begin
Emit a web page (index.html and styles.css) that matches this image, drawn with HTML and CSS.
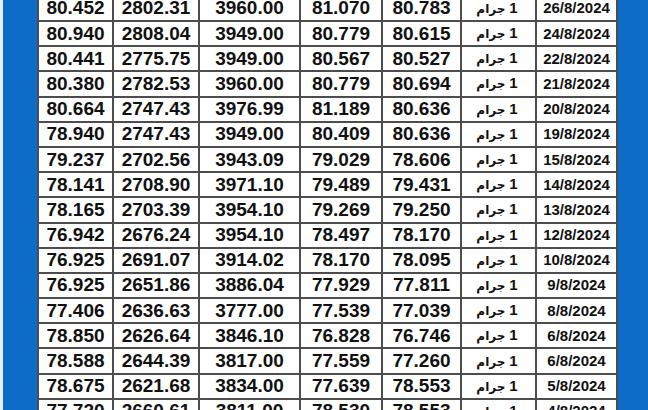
FILE: index.html
```html
<!DOCTYPE html>
<html lang="ar">
<head>
<meta charset="utf-8">
<link rel="stylesheet" href="styles.css">
</head>
<body>
<div class="page">
  <div class="strip"></div>
  <div class="frame">
    <table class="prices">
      <colgroup>
        <col class="c1"><col class="c2"><col class="c3"><col class="c4"><col class="c5"><col class="c6"><col class="c7">
      </colgroup>
      <tbody>
        <tr><td>80.452</td><td>2802.31</td><td>3960.00</td><td>81.070</td><td>80.783</td><td class="unit"><span class="unit-in" dir="rtl"><span class="num">1</span> <span class="ar">جرام</span></span></td><td class="date">26/8/2024</td></tr>
        <tr><td>80.940</td><td>2808.04</td><td>3949.00</td><td>80.779</td><td>80.615</td><td class="unit"><span class="unit-in" dir="rtl"><span class="num">1</span> <span class="ar">جرام</span></span></td><td class="date">24/8/2024</td></tr>
        <tr><td>80.441</td><td>2775.75</td><td>3949.00</td><td>80.567</td><td>80.527</td><td class="unit"><span class="unit-in" dir="rtl"><span class="num">1</span> <span class="ar">جرام</span></span></td><td class="date">22/8/2024</td></tr>
        <tr><td>80.380</td><td>2782.53</td><td>3960.00</td><td>80.779</td><td>80.694</td><td class="unit"><span class="unit-in" dir="rtl"><span class="num">1</span> <span class="ar">جرام</span></span></td><td class="date">21/8/2024</td></tr>
        <tr><td>80.664</td><td>2747.43</td><td>3976.99</td><td>81.189</td><td>80.636</td><td class="unit"><span class="unit-in" dir="rtl"><span class="num">1</span> <span class="ar">جرام</span></span></td><td class="date">20/8/2024</td></tr>
        <tr><td>78.940</td><td>2747.43</td><td>3949.00</td><td>80.409</td><td>80.636</td><td class="unit"><span class="unit-in" dir="rtl"><span class="num">1</span> <span class="ar">جرام</span></span></td><td class="date">19/8/2024</td></tr>
        <tr><td>79.237</td><td>2702.56</td><td>3943.09</td><td>79.029</td><td>78.606</td><td class="unit"><span class="unit-in" dir="rtl"><span class="num">1</span> <span class="ar">جرام</span></span></td><td class="date">15/8/2024</td></tr>
        <tr><td>78.141</td><td>2708.90</td><td>3971.10</td><td>79.489</td><td>79.431</td><td class="unit"><span class="unit-in" dir="rtl"><span class="num">1</span> <span class="ar">جرام</span></span></td><td class="date">14/8/2024</td></tr>
        <tr><td>78.165</td><td>2703.39</td><td>3954.10</td><td>79.269</td><td>79.250</td><td class="unit"><span class="unit-in" dir="rtl"><span class="num">1</span> <span class="ar">جرام</span></span></td><td class="date">13/8/2024</td></tr>
        <tr><td>76.942</td><td>2676.24</td><td>3954.10</td><td>78.497</td><td>78.170</td><td class="unit"><span class="unit-in" dir="rtl"><span class="num">1</span> <span class="ar">جرام</span></span></td><td class="date">12/8/2024</td></tr>
        <tr><td>76.925</td><td>2691.07</td><td>3914.02</td><td>78.170</td><td>78.095</td><td class="unit"><span class="unit-in" dir="rtl"><span class="num">1</span> <span class="ar">جرام</span></span></td><td class="date">10/8/2024</td></tr>
        <tr><td>76.925</td><td>2651.86</td><td>3886.04</td><td>77.929</td><td>77.811</td><td class="unit"><span class="unit-in" dir="rtl"><span class="num">1</span> <span class="ar">جرام</span></span></td><td class="date">9/8/2024</td></tr>
        <tr><td>77.406</td><td>2636.63</td><td>3777.00</td><td>77.539</td><td>77.039</td><td class="unit"><span class="unit-in" dir="rtl"><span class="num">1</span> <span class="ar">جرام</span></span></td><td class="date">8/8/2024</td></tr>
        <tr><td>78.850</td><td>2626.64</td><td>3846.10</td><td>76.828</td><td>76.746</td><td class="unit"><span class="unit-in" dir="rtl"><span class="num">1</span> <span class="ar">جرام</span></span></td><td class="date">6/8/2024</td></tr>
        <tr><td>78.588</td><td>2644.39</td><td>3817.00</td><td>77.559</td><td>77.260</td><td class="unit"><span class="unit-in" dir="rtl"><span class="num">1</span> <span class="ar">جرام</span></span></td><td class="date">6/8/2024</td></tr>
        <tr><td>78.675</td><td>2621.68</td><td>3834.00</td><td>77.639</td><td>78.553</td><td class="unit"><span class="unit-in" dir="rtl"><span class="num">1</span> <span class="ar">جرام</span></span></td><td class="date">5/8/2024</td></tr>
        <tr><td>77.720</td><td>2660.61</td><td>3811.00</td><td>78.530</td><td>78.553</td><td class="unit"><span class="unit-in" dir="rtl"><span class="num">1</span> <span class="ar">جرام</span></span></td><td class="date">4/8/2024</td></tr>
      </tbody>
    </table>
  </div>
</div>
</body>
</html>
```
FILE: styles.css
```css
html, body {
  margin: 0;
  padding: 0;
  height: 100%;
  overflow: hidden;
  background: #0d6cc8;
}
.page {
  display: flex;
  height: 410px;
  overflow: hidden;
}
.strip {
  width: 3px;
  flex: none;
  background: #e9eef3;
}
.frame {
  flex: 1;
  background: #0d6cc8;
  padding: 0 30px 0 34px;
  overflow: hidden;
}
.prices {
  width: 581px;
  table-layout: fixed;
  border-collapse: collapse;
  margin-top: -5.2px;
  background: #ffffff;
  font-family: "Liberation Sans", Arial, "DejaVu Sans", sans-serif;
  font-weight: bold;
  color: #111111;
}
.c1 { width: 75px; }
.c2 { width: 86px; }
.c3 { width: 101px; }
.c4 { width: 82px; }
.c5 { width: 79px; }
.c6 { width: 75px; }
.c7 { width: 81px; }
.prices td {
  border: 2px solid #4d4d4d;
  height: 23.2px;
  padding: 0;
  text-align: center;
  vertical-align: middle;
  font-size: 19px;
  line-height: 20px;
  white-space: nowrap;
  overflow: hidden;
}
.prices td.date {
  font-size: 15px;
}
.prices td.unit {
  font-size: 14px;
  padding-right: 3px;
}
.unit-in {
  display: inline-block;
}
.unit-in .num {
  font-family: "Liberation Sans", Arial, sans-serif;
  font-size: 15px;
  font-weight: bold;
}
.unit-in .ar {
  font-family: "DejaVu Sans", sans-serif;
  font-size: 12px;
  font-weight: bold;
}
```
end
The problem -> Return to the listing above and set it down exactly, leaving out its pictures.

Correct result ->
Emit a web page (index.html and styles.css) that matches this image, drawn with HTML and CSS.
FILE: index.html
```html
<!DOCTYPE html>
<html lang="ar">
<head>
<meta charset="utf-8">
<link rel="stylesheet" href="styles.css">
</head>
<body>
<div class="page">
  <div class="strip"></div>
  <div class="frame">
    <table class="prices">
      <colgroup>
        <col class="c1"><col class="c2"><col class="c3"><col class="c4"><col class="c5"><col class="c6"><col class="c7">
      </colgroup>
      <tbody>
        <tr><td>80.452</td><td>2802.31</td><td>3960.00</td><td>81.070</td><td>80.783</td><td class="unit"><span class="unit-in" dir="rtl"><span class="num">1</span> <span class="ar">جرام</span></span></td><td class="date">26/8/2024</td></tr>
        <tr><td>80.940</td><td>2808.04</td><td>3949.00</td><td>80.779</td><td>80.615</td><td class="unit"><span class="unit-in" dir="rtl"><span class="num">1</span> <span class="ar">جرام</span></span></td><td class="date">24/8/2024</td></tr>
        <tr><td>80.441</td><td>2775.75</td><td>3949.00</td><td>80.567</td><td>80.527</td><td class="unit"><span class="unit-in" dir="rtl"><span class="num">1</span> <span class="ar">جرام</span></span></td><td class="date">22/8/2024</td></tr>
        <tr><td>80.380</td><td>2782.53</td><td>3960.00</td><td>80.779</td><td>80.694</td><td class="unit"><span class="unit-in" dir="rtl"><span class="num">1</span> <span class="ar">جرام</span></span></td><td class="date">21/8/2024</td></tr>
        <tr><td>80.664</td><td>2747.43</td><td>3976.99</td><td>81.189</td><td>80.636</td><td class="unit"><span class="unit-in" dir="rtl"><span class="num">1</span> <span class="ar">جرام</span></span></td><td class="date">20/8/2024</td></tr>
        <tr><td>78.940</td><td>2747.43</td><td>3949.00</td><td>80.409</td><td>80.636</td><td class="unit"><span class="unit-in" dir="rtl"><span class="num">1</span> <span class="ar">جرام</span></span></td><td class="date">19/8/2024</td></tr>
        <tr><td>79.237</td><td>2702.56</td><td>3943.09</td><td>79.029</td><td>78.606</td><td class="unit"><span class="unit-in" dir="rtl"><span class="num">1</span> <span class="ar">جرام</span></span></td><td class="date">15/8/2024</td></tr>
        <tr><td>78.141</td><td>2708.90</td><td>3971.10</td><td>79.489</td><td>79.431</td><td class="unit"><span class="unit-in" dir="rtl"><span class="num">1</span> <span class="ar">جرام</span></span></td><td class="date">14/8/2024</td></tr>
        <tr><td>78.165</td><td>2703.39</td><td>3954.10</td><td>79.269</td><td>79.250</td><td class="unit"><span class="unit-in" dir="rtl"><span class="num">1</span> <span class="ar">جرام</span></span></td><td class="date">13/8/2024</td></tr>
        <tr><td>76.942</td><td>2676.24</td><td>3954.10</td><td>78.497</td><td>78.170</td><td class="unit"><span class="unit-in" dir="rtl"><span class="num">1</span> <span class="ar">جرام</span></span></td><td class="date">12/8/2024</td></tr>
        <tr><td>76.925</td><td>2691.07</td><td>3914.02</td><td>78.170</td><td>78.095</td><td class="unit"><span class="unit-in" dir="rtl"><span class="num">1</span> <span class="ar">جرام</span></span></td><td class="date">10/8/2024</td></tr>
        <tr><td>76.925</td><td>2651.86</td><td>3886.04</td><td>77.929</td><td>77.811</td><td class="unit"><span class="unit-in" dir="rtl"><span class="num">1</span> <span class="ar">جرام</span></span></td><td class="date">9/8/2024</td></tr>
        <tr><td>77.406</td><td>2636.63</td><td>3777.00</td><td>77.539</td><td>77.039</td><td class="unit"><span class="unit-in" dir="rtl"><span class="num">1</span> <span class="ar">جرام</span></span></td><td class="date">8/8/2024</td></tr>
        <tr><td>78.850</td><td>2626.64</td><td>3846.10</td><td>76.828</td><td>76.746</td><td class="unit"><span class="unit-in" dir="rtl"><span class="num">1</span> <span class="ar">جرام</span></span></td><td class="date">6/8/2024</td></tr>
        <tr><td>78.588</td><td>2644.39</td><td>3817.00</td><td>77.559</td><td>77.260</td><td class="unit"><span class="unit-in" dir="rtl"><span class="num">1</span> <span class="ar">جرام</span></span></td><td class="date">6/8/2024</td></tr>
        <tr><td>78.675</td><td>2621.68</td><td>3834.00</td><td>77.639</td><td>78.553</td><td class="unit"><span class="unit-in" dir="rtl"><span class="num">1</span> <span class="ar">جرام</span></span></td><td class="date">5/8/2024</td></tr>
        <tr><td>77.720</td><td>2660.61</td><td>3811.00</td><td>78.530</td><td>78.553</td><td class="unit"><span class="unit-in" dir="rtl"><span class="num">1</span> <span class="ar">جرام</span></span></td><td class="date">4/8/2024</td></tr>
      </tbody>
    </table>
  </div>
</div>
</body>
</html>
```
FILE: styles.css
```css
html, body {
  margin: 0;
  padding: 0;
  height: 100%;
  overflow: hidden;
  background: #0d6cc8;
}
.page {
  display: flex;
  height: 410px;
  overflow: hidden;
}
.strip {
  width: 3px;
  flex: none;
  background: #e9eef3;
}
.frame {
  flex: 1;
  background: #0d6cc8;
  padding: 0 30px 0 34px;
  overflow: hidden;
}
.prices {
  width: 581px;
  table-layout: fixed;
  border-collapse: collapse;
  margin-top: -5.2px;
  background: #ffffff;
  font-family: "Liberation Sans", Arial, "DejaVu Sans", sans-serif;
  font-weight: bold;
  color: #111111;
}
.c1 { width: 75px; }
.c2 { width: 86px; }
.c3 { width: 101px; }
.c4 { width: 82px; }
.c5 { width: 79px; }
.c6 { width: 75px; }
.c7 { width: 81px; }
.prices td {
  border: 2px solid #4d4d4d;
  height: 23.2px;
  padding: 0;
  text-align: center;
  vertical-align: middle;
  font-size: 19px;
  line-height: 20px;
  white-space: nowrap;
  overflow: hidden;
}
.prices td.date {
  font-size: 15px;
}
.prices td.unit {
  font-size: 14px;
  padding-right: 3px;
}
.unit-in {
  display: inline-block;
}
.unit-in .num {
  font-family: "Liberation Sans", Arial, sans-serif;
  font-size: 15px;
  font-weight: bold;
}
.unit-in .ar {
  font-family: "DejaVu Sans", sans-serif;
  font-size: 12px;
  font-weight: bold;
}
```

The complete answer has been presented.